• **WHAT THIS TASK INVOLVES**: Check each line below for the word "React", and copy those that have it.

• **RECORDS SUPPLIED**:
>>>

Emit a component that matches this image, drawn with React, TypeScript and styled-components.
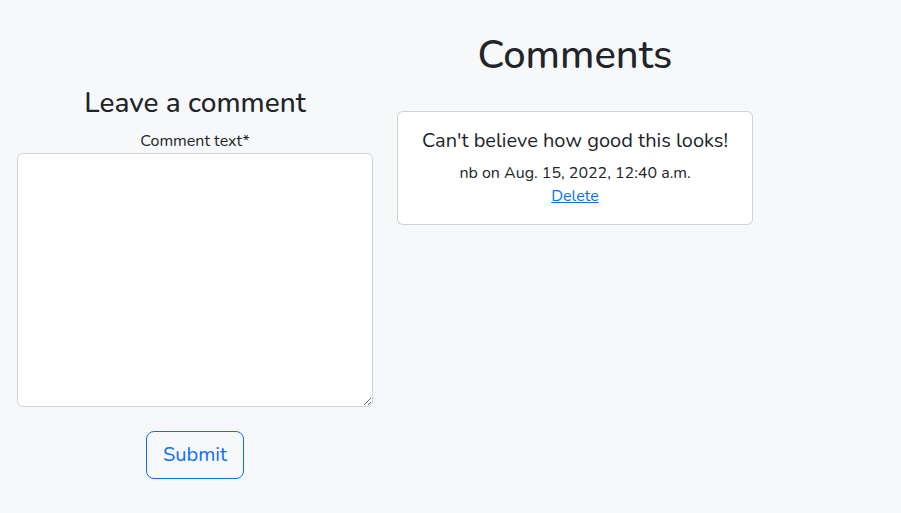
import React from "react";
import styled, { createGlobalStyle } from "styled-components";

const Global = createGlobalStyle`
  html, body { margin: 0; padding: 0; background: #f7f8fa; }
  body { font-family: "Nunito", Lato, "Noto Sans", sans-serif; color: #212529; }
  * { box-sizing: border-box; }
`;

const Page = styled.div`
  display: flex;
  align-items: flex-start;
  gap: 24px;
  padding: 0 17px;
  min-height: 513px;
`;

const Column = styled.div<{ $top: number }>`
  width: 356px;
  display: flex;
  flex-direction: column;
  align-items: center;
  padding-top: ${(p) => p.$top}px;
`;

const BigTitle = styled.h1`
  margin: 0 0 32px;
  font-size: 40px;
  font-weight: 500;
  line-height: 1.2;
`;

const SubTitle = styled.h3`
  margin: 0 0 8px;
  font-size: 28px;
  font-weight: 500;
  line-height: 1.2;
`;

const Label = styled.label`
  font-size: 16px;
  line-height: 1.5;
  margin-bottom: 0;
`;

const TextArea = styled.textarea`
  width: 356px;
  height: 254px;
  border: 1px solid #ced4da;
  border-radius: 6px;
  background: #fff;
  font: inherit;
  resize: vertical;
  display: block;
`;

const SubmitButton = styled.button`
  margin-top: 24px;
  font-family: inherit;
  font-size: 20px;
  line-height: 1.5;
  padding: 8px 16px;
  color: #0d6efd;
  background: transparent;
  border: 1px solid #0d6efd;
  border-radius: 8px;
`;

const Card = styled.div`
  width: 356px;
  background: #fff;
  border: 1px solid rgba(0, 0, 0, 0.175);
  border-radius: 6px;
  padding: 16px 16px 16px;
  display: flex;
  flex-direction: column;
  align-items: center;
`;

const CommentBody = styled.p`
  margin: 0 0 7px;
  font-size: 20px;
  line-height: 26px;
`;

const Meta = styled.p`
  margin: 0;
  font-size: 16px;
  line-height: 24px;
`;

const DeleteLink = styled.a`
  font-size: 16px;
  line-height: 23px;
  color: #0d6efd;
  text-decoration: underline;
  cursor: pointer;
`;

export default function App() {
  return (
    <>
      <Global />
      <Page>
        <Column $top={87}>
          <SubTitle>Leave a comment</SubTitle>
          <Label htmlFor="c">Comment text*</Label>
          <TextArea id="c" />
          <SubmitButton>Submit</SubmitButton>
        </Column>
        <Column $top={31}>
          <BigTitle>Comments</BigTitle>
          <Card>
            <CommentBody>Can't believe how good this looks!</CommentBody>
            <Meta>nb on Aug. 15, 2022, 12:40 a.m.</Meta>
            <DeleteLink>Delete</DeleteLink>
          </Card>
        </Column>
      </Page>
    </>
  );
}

<<<
>>>

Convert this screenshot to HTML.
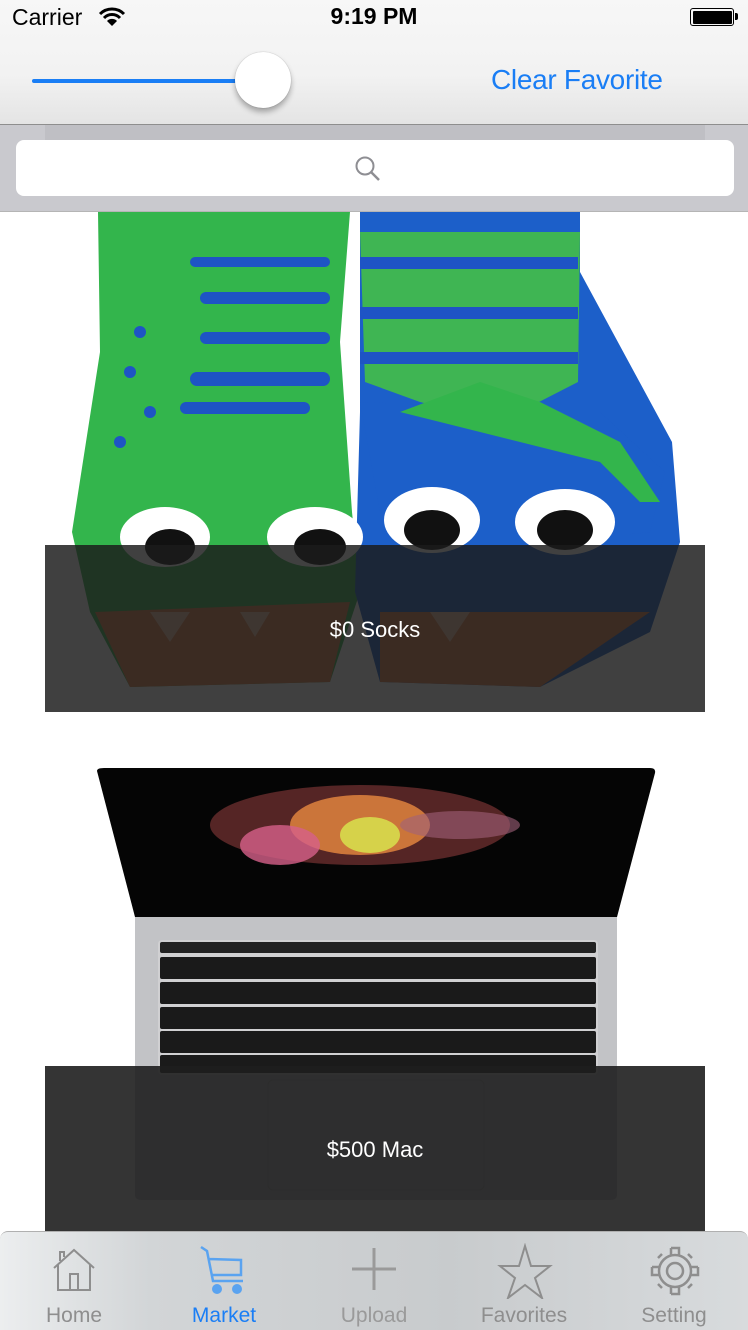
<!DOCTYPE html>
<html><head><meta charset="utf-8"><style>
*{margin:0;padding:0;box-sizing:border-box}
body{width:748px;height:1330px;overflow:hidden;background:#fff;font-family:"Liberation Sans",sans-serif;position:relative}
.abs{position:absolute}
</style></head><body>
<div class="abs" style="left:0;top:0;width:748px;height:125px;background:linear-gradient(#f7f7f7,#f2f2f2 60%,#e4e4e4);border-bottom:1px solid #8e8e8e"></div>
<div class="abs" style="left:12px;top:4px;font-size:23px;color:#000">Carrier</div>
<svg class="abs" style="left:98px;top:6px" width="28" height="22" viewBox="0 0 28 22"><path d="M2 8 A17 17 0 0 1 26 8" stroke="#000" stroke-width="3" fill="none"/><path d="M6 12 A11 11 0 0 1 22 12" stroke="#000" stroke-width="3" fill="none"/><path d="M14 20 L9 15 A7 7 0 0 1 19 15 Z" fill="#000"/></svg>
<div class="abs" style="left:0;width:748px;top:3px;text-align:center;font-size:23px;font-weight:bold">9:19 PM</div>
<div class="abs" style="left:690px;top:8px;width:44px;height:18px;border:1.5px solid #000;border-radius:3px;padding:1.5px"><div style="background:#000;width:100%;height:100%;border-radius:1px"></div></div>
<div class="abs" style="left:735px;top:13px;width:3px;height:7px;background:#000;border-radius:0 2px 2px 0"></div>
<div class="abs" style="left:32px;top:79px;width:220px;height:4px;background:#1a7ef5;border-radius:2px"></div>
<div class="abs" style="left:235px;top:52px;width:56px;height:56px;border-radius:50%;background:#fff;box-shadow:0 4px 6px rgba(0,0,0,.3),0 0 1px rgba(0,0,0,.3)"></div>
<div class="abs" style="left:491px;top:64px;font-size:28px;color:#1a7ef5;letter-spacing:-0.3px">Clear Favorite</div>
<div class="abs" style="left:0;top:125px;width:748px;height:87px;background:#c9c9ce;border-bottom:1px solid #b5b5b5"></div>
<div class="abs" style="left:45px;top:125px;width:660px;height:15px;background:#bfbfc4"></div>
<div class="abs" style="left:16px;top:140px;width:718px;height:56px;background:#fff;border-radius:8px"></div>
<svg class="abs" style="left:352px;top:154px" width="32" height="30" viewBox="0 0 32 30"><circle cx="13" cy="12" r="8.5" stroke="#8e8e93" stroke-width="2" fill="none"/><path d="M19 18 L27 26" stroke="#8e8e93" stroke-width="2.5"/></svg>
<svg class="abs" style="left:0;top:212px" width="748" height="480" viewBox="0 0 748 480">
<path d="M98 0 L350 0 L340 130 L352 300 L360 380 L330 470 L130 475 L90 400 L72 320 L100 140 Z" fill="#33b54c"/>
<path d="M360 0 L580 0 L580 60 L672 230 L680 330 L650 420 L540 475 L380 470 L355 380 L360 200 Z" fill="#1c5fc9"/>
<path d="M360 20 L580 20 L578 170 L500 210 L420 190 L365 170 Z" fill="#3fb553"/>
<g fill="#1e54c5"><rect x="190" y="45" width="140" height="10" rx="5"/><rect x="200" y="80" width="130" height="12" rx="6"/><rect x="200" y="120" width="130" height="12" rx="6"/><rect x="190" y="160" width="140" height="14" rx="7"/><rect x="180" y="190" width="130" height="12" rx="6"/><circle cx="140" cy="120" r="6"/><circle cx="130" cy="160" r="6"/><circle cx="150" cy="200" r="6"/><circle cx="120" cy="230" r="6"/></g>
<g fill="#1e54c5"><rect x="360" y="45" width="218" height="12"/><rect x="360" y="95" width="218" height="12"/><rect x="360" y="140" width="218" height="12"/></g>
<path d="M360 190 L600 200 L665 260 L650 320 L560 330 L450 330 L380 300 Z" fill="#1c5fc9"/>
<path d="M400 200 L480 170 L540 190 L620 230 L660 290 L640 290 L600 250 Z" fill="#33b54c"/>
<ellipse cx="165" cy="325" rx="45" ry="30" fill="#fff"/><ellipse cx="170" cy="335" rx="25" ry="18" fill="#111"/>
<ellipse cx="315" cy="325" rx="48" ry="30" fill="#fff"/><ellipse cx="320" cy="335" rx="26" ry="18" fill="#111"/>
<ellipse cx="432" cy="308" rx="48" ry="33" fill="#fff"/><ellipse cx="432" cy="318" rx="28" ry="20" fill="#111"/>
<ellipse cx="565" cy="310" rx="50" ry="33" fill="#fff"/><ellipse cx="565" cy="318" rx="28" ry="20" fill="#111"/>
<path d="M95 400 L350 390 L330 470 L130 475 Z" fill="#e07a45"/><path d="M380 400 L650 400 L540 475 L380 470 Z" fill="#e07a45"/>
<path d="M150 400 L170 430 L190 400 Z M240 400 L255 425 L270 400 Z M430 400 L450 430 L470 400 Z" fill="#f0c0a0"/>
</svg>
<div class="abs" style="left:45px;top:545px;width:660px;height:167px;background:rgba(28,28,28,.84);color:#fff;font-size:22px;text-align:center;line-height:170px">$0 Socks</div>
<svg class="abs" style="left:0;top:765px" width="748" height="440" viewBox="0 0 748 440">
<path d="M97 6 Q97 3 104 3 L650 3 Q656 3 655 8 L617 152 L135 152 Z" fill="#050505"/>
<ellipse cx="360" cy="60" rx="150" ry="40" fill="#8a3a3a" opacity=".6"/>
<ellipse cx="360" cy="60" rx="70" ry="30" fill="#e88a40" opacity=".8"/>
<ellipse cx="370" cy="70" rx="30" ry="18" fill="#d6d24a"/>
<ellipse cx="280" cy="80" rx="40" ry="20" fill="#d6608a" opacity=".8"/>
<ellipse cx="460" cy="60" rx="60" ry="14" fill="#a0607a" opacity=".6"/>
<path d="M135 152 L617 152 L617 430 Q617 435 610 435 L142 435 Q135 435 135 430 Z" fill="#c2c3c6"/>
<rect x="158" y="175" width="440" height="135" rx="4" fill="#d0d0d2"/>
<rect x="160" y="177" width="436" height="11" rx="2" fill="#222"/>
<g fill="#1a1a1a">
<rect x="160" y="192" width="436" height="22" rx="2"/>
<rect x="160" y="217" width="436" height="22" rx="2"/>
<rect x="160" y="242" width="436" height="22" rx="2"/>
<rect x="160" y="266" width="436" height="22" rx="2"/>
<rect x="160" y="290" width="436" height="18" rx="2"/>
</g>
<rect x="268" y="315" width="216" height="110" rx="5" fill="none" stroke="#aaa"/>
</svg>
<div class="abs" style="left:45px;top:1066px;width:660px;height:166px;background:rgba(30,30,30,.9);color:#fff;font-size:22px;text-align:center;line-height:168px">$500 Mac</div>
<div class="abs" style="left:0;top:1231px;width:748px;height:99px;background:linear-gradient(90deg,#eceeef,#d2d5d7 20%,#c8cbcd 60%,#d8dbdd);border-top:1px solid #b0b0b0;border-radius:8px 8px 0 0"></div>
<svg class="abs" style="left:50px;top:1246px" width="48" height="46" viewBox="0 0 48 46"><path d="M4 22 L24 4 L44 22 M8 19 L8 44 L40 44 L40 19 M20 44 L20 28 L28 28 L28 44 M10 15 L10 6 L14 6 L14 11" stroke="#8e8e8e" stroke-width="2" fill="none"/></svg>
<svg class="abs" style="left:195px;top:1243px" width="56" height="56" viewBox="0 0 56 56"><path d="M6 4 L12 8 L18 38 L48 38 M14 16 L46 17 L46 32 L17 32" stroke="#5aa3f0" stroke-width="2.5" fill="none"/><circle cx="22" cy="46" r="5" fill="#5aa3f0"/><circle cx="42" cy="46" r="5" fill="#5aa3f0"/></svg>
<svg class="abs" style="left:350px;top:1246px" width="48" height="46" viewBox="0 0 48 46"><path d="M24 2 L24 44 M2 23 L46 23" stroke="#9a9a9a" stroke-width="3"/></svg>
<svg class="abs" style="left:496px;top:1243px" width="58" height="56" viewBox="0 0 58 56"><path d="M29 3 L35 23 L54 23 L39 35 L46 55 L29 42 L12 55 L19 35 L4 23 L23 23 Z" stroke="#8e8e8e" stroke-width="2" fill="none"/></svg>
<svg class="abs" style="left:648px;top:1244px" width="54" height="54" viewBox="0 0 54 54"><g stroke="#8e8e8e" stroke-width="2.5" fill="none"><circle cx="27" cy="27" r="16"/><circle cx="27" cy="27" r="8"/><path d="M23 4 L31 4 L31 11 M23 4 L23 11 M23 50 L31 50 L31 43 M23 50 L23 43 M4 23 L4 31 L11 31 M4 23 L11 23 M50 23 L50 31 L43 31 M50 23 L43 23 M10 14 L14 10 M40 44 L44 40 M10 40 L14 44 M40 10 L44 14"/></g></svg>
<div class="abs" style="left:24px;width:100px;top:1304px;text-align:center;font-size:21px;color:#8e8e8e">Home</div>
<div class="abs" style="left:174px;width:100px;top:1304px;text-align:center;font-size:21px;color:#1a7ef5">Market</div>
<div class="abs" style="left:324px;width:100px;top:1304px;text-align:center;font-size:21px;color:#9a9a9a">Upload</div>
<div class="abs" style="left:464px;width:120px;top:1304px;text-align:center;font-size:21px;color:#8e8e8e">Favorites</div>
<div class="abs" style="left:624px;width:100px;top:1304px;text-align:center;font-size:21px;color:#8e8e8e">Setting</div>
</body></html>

<<<

• **RESULT FOR THIS EXERCISE**:
Emit a component that matches this image, drawn with React, TypeScript and styled-components.
import React from "react";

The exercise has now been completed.